The clear intention of the County Courts Act (and of the Solicitors Acts) therefore seems to be that only admitted solicitors may take steps and may come on the record as solicitors and agents for parties.

So — however unsatisfactory and unclear as the provisions of the County Courts Act 1984 may be — it is manifestly undesirable that any surveyor should purport to file any pleading in the county court. The pleading may not be valid (in which case the client is likely to be prejudiced); and unless the surveyor is going to take the step gratuitously, he runs head on to the prohibition against charging for his work (see section 143).

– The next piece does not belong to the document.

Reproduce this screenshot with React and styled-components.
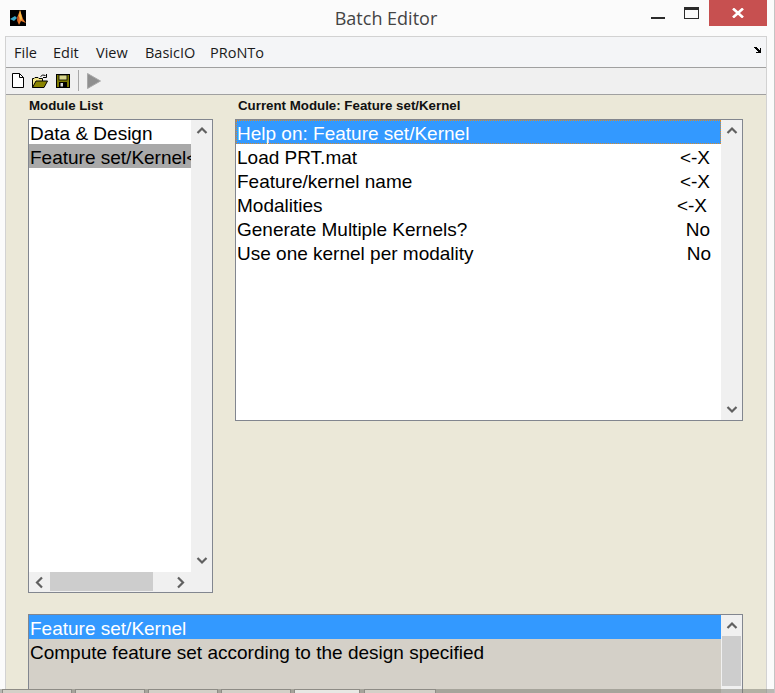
import styled, { createGlobalStyle } from "styled-components";

const GlobalStyle = createGlobalStyle`
  html, body {
    margin: 0;
    padding: 0;
    background: #fbfbfb;
  }
`;

const Screen = styled.div`
  position: relative;
  width: 775px;
  height: 693px;
  overflow: hidden;
  background: #fbfbfb;
  font-family: "Liberation Sans", Arial, sans-serif;
  border-right: 1px solid #c4c4c4;
  box-sizing: border-box;
`;

const TitleBar = styled.div`
  position: relative;
  display: flex;
  justify-content: center;
  height: 36px;
  padding-top: 6px;
  box-sizing: border-box;
`;

const AppIcon = styled.svg`
  position: absolute;
  left: 10px;
  top: 10px;
`;

const Title = styled.div`
  font-family: "Open Sans", sans-serif;
  font-size: 18px;
  line-height: 25px;
  color: #444;
  margin-left: -2px;
`;

const WindowButtons = styled.div`
  position: absolute;
  top: 0;
  right: 7px;
  display: flex;
  align-items: flex-start;
`;

const Minimize = styled.div`
  width: 14px;
  height: 2px;
  margin: 17px 19px 0 0;
  background: #2b2b2b;
`;

const Maximize = styled.div`
  width: 15px;
  height: 12px;
  margin: 7px 10px 0 0;
  box-sizing: border-box;
  border: 1px solid #2b2b2b;
  border-top-width: 3px;
`;

const CloseButton = styled.div`
  width: 58px;
  height: 26px;
  display: flex;
  align-items: center;
  justify-content: center;
  background: #c75050;
`;

const Window = styled.div`
  margin: 0 7px 0 5px;
  height: 657px;
  box-sizing: border-box;
  border: 1px solid #d2d2d2;
  border-bottom: none;
  display: flex;
  flex-direction: column;
  overflow: hidden;
`;

const MenuBar = styled.div`
  position: relative;
  flex: none;
  display: flex;
  align-items: center;
  height: 30px;
  padding-left: 8px;
  background: #f4f5f7;
  border-bottom: 1px solid #a0a0a0;
  font-family: "Open Sans", sans-serif;
  font-size: 14.5px;
  color: #1a1a1a;
`;

const MenuItem = styled.span`
  width: ${(p) => p.$width}px;
  flex: none;
`;

const DockArrow = styled.svg`
  position: absolute;
  right: 4px;
  top: 10px;
`;

const ToolBar = styled.div`
  flex: none;
  display: flex;
  align-items: center;
  gap: 8px;
  height: 27px;
  padding: 0 0 1px 6px;
  box-sizing: border-box;
  background: #f0f0f0;
  border-bottom: 1px solid #a0a0a0;
`;

const ToolSeparator = styled.div`
  width: 1px;
  height: 21px;
  background: #a8a8a8;
`;

const Panel = styled.div`
  flex: 1;
  min-height: 0;
  padding: 0 23px 0 22px;
  background: #ebe8d8;
`;

const Columns = styled.div`
  display: flex;
  gap: 22px;
  align-items: flex-start;
`;

const Column = styled.div`
  width: ${(p) => p.$width}px;
  flex: none;
`;

const Label = styled.div`
  height: 20px;
  margin-bottom: 4px;
  padding-top: 3px;
  padding-left: ${(p) => p.$indent}px;
  box-sizing: border-box;
  font-size: 13.3px;
  line-height: 15px;
  font-weight: 700;
  color: #111;
  white-space: nowrap;
`;

const ListBox = styled.div`
  display: grid;
  grid-template-columns: 1fr 21px;
  grid-template-rows: 1fr ${(p) => (p.$horizontal ? "20px" : "0")};
  height: ${(p) => p.$height}px;
  box-sizing: border-box;
  border: 1px solid #82868f;
  background: ${(p) => p.$bg || "#fff"};
  overflow: hidden;
`;

const Rows = styled.div`
  min-width: 0;
  overflow: hidden;
`;

const Row = styled.div`
  position: relative;
  display: flex;
  justify-content: space-between;
  height: 24px;
  box-sizing: border-box;
  padding: 0 ${(p) => p.$padRight || 0}px 0 ${(p) => p.$padLeft || 1}px;
  font-size: 19px;
  line-height: 28px;
  white-space: nowrap;
  overflow: hidden;
  color: ${(p) => (p.$selected ? "#fff" : "#000")};
  background: ${(p) => (p.$selected ? "#3399ff" : p.$muted ? "#a9a9a9" : "transparent")};

  ${(p) =>
    p.$focused &&
    `
    &::after {
      content: "";
      position: absolute;
      inset: 0;
      border: 1px dotted #d98a2b;
    }
  `}
`;

const Value = styled.span`
  margin-right: ${(p) => p.$shift || 0}px;
`;

const VScroll = styled.div`
  display: flex;
  flex-direction: column;
  justify-content: space-between;
  padding-bottom: ${(p) => p.$lift || 0}px;
  background: #f0f0f0;
`;

const ScrollTop = styled.div`
  display: flex;
  flex-direction: column;
`;

const ArrowCell = styled.div`
  display: flex;
  align-items: center;
  justify-content: center;
  height: 20px;
  width: ${(p) => (p.$horizontal ? "21px" : "auto")};
  flex: none;
`;

const VThumb = styled.div`
  height: 50px;
  width: 19px;
  margin: 1px 0 0 1px;
  background: #cdcdcd;
`;

const HScroll = styled.div`
  display: flex;
  align-items: stretch;
  background: #f0f0f0;
`;

const HThumb = styled.div`
  width: 103px;
  margin-bottom: 1px;
  background: #cdcdcd;
`;

const HFill = styled.div`
  flex: 1;
`;

const ScrollCorner = styled.div`
  background: #f0f0f0;
`;

const DescriptionBox = styled(ListBox)`
  margin-top: 21px;
`;

const TaskStrip = styled.div`
  position: absolute;
  left: 0;
  right: 0;
  bottom: 0;
  height: 4px;
  display: flex;
  gap: 3px;
  padding-left: 2px;
  background: rgba(120, 120, 110, 0.5);
`;

const TaskTab = styled.div`
  width: ${(p) => p.$width}px;
  margin-right: ${(p) => p.$gap || 0}px;
  box-sizing: border-box;
  border: 1px solid #8e8c86;
  border-bottom: none;
  background: ${(p) => (p.$active ? "#e8e8e4" : "#d4d0c8")};
`;

const Chevron = ({ dir }) => {
  const points = {
    up: "2.5,8 7,3.5 11.5,8",
    down: "2.5,3 7,7.5 11.5,3",
    left: "8,1.5 3,6.5 8,11.5",
    right: "3,1.5 8,6.5 3,11.5",
  }[dir];
  const vertical = dir === "up" || dir === "down";
  return (
    <svg width={vertical ? 14 : 11} height={vertical ? 11 : 13} viewBox={vertical ? "0 0 14 11" : "0 0 11 13"}>
      <polyline points={points} fill="none" stroke="#606060" strokeWidth="2.2" />
    </svg>
  );
};

const MatlabLogo = () => (
  <AppIcon width="16" height="16" viewBox="0 0 16 16">
    <rect width="16" height="16" fill="#000" />
    <path d="M0 9 L5 6 L7 8 L4 11 Z" fill="#3aa6c8" />
    <path d="M7 8 L10 0 L13 9 L16 13 L11 11 L9 15 L7 10 Z" fill="#e8792a" />
    <path d="M10 0 L12 8 L11 11 L9 6 Z" fill="#f6c04a" />
    <path d="M7 8 L9 6 L8 13 Z" fill="#a8401a" />
  </AppIcon>
);

const NewIcon = () => (
  <svg width="12" height="15" viewBox="0 0 12 15">
    <path d="M0.5 0.5 H7.5 L11.5 4.5 V14.5 H0.5 Z" fill="#fff" stroke="#000" />
    <path d="M7.5 0.5 V4.5 H11.5" fill="none" stroke="#000" />
  </svg>
);

const OpenIcon = () => (
  <svg width="16" height="14" viewBox="0 0 16 14">
    <path d="M0.5 13.5 V4.5 H2 L3 3.5 H6 L7 4.5 H10.5 V7" fill="#f5e98a" stroke="#000" />
    <path d="M0.5 13.5 L4 7 H15.5 L12 13.5 Z" fill="#8a8400" stroke="#000" />
    <path d="M8.5 2.5 Q10.5 0 13.5 1.5 M14.5 0 V3.5 H11" fill="none" stroke="#000" />
  </svg>
);

const SaveIcon = () => (
  <svg width="14" height="14" viewBox="0 0 14 14">
    <rect x="0.5" y="0.5" width="13" height="13" fill="#7d7a00" stroke="#000" />
    <rect x="3" y="1" width="8" height="5" fill="#d8d68a" stroke="#000" strokeWidth="0.8" />
    <rect x="3" y="8" width="8" height="5.5" fill="#000" />
    <rect x="4.5" y="9" width="2.5" height="3.5" fill="#d8d8d8" />
  </svg>
);

const RunIcon = () => (
  <svg width="14" height="16" viewBox="0 0 14 16">
    <path d="M0.5 0.5 L13.5 8 L0.5 15.5 Z" fill="#8f8f8f" stroke="#a8a8a8" />
  </svg>
);

const menus = [
  ["File", 39],
  ["Edit", 43],
  ["View", 49],
  ["BasicIO", 65],
  ["PRoNTo", 60],
];

const options = [
  ["Load PRT.mat", "<-X", 0],
  ["Feature/kernel name", "<-X", 0],
  ["Modalities", "<-X", 3],
  ["Generate Multiple Kernels?", "No", 0],
  ["Use one kernel per modality", "No", -1],
];

const tabs = [70, 70, 70, 70, 66, 72];

const App = () => (
  <>
    <GlobalStyle />
    <Screen>
      <TitleBar>
        <MatlabLogo />
        <Title>Batch Editor</Title>
        <WindowButtons>
          <Minimize />
          <Maximize />
          <CloseButton>
            <svg width="12" height="10" viewBox="0 0 12 10">
              <path d="M1 0.5 L11 9.5 M11 0.5 L1 9.5" stroke="#fff" strokeWidth="2.6" />
            </svg>
          </CloseButton>
        </WindowButtons>
      </TitleBar>
      <Window>
        <MenuBar>
          {menus.map(([m, w]) => (
            <MenuItem key={m} $width={w}>{m}</MenuItem>
          ))}
          <DockArrow width="8" height="7" viewBox="0 0 8 7">
            <path d="M0 0 H3 V1 H4 V2 H5 V3 H6 V1 H7 V6 H2 V5 H4 V4 H3 V3 H2 V2 H1 V1 H0 Z" fill="#000" />
          </DockArrow>
        </MenuBar>
        <ToolBar>
          <NewIcon />
          <OpenIcon />
          <SaveIcon />
          <ToolSeparator />
          <RunIcon />
        </ToolBar>
        <Panel>
          <Columns>
            <Column $width={185}>
              <Label $indent={1}>Module List</Label>
              <ListBox $height={474} $horizontal>
                <Rows>
                  <Row>Data &amp; Design</Row>
                  <Row $muted>Feature set/Kernel&lt;-X</Row>
                </Rows>
                <VScroll $lift={2}>
                  <ArrowCell><Chevron dir="up" /></ArrowCell>
                  <ArrowCell><Chevron dir="down" /></ArrowCell>
                </VScroll>
                <HScroll>
                  <ArrowCell $horizontal><Chevron dir="left" /></ArrowCell>
                  <HThumb />
                  <HFill />
                  <ArrowCell $horizontal><Chevron dir="right" /></ArrowCell>
                </HScroll>
                <ScrollCorner />
              </ListBox>
            </Column>
            <Column $width={508}>
              <Label $indent={3}>Current Module: Feature set/Kernel</Label>
              <ListBox $height={302}>
                <Rows>
                  <Row $selected $focused>Help on: Feature set/Kernel</Row>
                  {options.map(([name, value, shift]) => (
                    <Row key={name} $padRight={11}>
                      <span>{name}</span>
                      <Value $shift={shift}>{value}</Value>
                    </Row>
                  ))}
                </Rows>
                <VScroll $lift={1}>
                  <ArrowCell><Chevron dir="up" /></ArrowCell>
                  <ArrowCell><Chevron dir="down" /></ArrowCell>
                </VScroll>
              </ListBox>
            </Column>
          </Columns>
          <DescriptionBox $height={90} $bg="#d4d0c8">
            <Rows>
              <Row $selected>Feature set/Kernel</Row>
              <Row>Compute feature set according to the design specified</Row>
            </Rows>
            <VScroll>
              <ScrollTop>
                <ArrowCell><Chevron dir="up" /></ArrowCell>
                <VThumb />
              </ScrollTop>
            </VScroll>
          </DescriptionBox>
        </Panel>
      </Window>
      <TaskStrip>
        {tabs.map((w, i) => (
          <TaskTab key={i} $width={w} $active={i === 4} $gap={i === 4 ? 1 : 0} />
        ))}
      </TaskStrip>
    </Screen>
  </>
);

export default App;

Now it is not my purpose to canvass the desirability or otherwise of the existing provisions. I merely draw attention to the dangers, as things stand, of surveyors or other non-lawyer professionals “taking steps” in proceedings. It may seem strange that a surveyor can conduct arbitration proceedings to determine a rent on a rent review but not conduct the strikingly similar proceedings in the court to determine the rent to be paid under a new lease being ordered under Part II of the 1954 Act. Perhaps the rules (and especially section 143!) need amending, and it may be that in post-Green Paper England amendments will be made. If you think amendment is needed, now is certainly just the time to urge that upon the Lord Chancellor’s department, which has already indicated that it proposes to amend section 20 of the Solicitors Act 1974: see para 4.1 of the July 1989 White Paper Legal Services: A Framework for the Future, where the proposal is made that section 20 be amended “to enable anyone to practise who has the appropriate level of expertise for the needs of the work concerned”. But do not beat the gun until the situation has been sorted out! For the time being, take only steps in preparation for proceedings and charge only for steps in preparation for proceedings; do not purport to take any step in proceedings on behalf of a client, or charge for doing so!